Unit tests that throw random numbers into the code and check execution time is always a constant number of clock cycles should catch nearly all timing side channels.

dfranke · on April 3, 2019

That won't work. When we say "constant-time code" what we really mean is "code whose running time is independent of its input". It won't really be constant due to factors like the OS scheduler and the initial state of the CPU's instruction cache.

What you really want is https://github.com/agl/ctgrind or something similar.

Someone · on April 3, 2019

As dfranke said, it isn’t trivial to filter out the noise of having other code running in parallel to your code from that.
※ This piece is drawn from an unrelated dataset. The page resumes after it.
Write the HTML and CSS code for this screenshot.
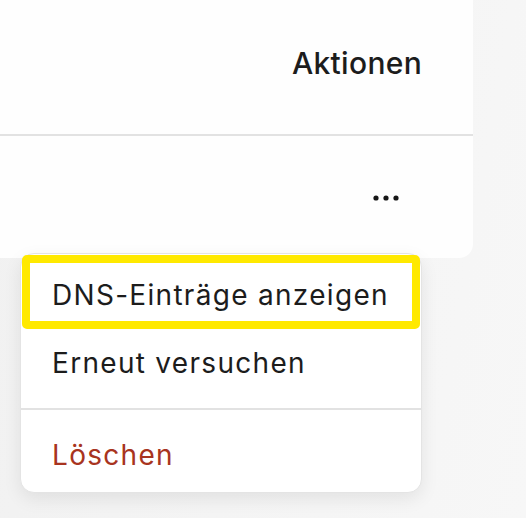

Counting clock cycles, not wall clock time isn’t even enough as some attacks use wall clock time.

And it’s worse: that your code is constant-time in the absence of an adversary doesn’t guarantee that it is so in the presence of one. You will have to stress test your code with code running in other CPU threads that flush various caches, switch CPU modes, do DMA, etc.

Having said that, running with random inputs isn’t a bad idea, if only because you have to get confidence that the CPU manufacturer’s timing data is correct.

olliej · on April 3, 2019

Big integer libraries are written to be as fast as possible, this pretty much guarantees the evaluation of primitive operations is not constant time.

cyphar · on April 3, 2019

Possibly, but I would assume it would would be too slow. While big does have assembly implementations, it is designed to handle very large numbers -- ~int128 sized numbers are probably too small for it to be efficient. I could be wrong though.

giovannibajo1 · on April 3, 2019

Correct. It is impossible for a generic signed/unsigned N-bit library to perform as efficiently as a specific uint128 code path.

jacobvosmaer · on April 3, 2019

I'm not sure but I suspect the algorithm contains optimizations that require direct access to the "limbs" of the big integers.

Or perhaps it's about avoiding allocations?

simonhorlick · on April 3, 2019

I find a lot of go libraries are very well commented and very accessible, but the standard library and especially the crypto stuff is very sparsely commented.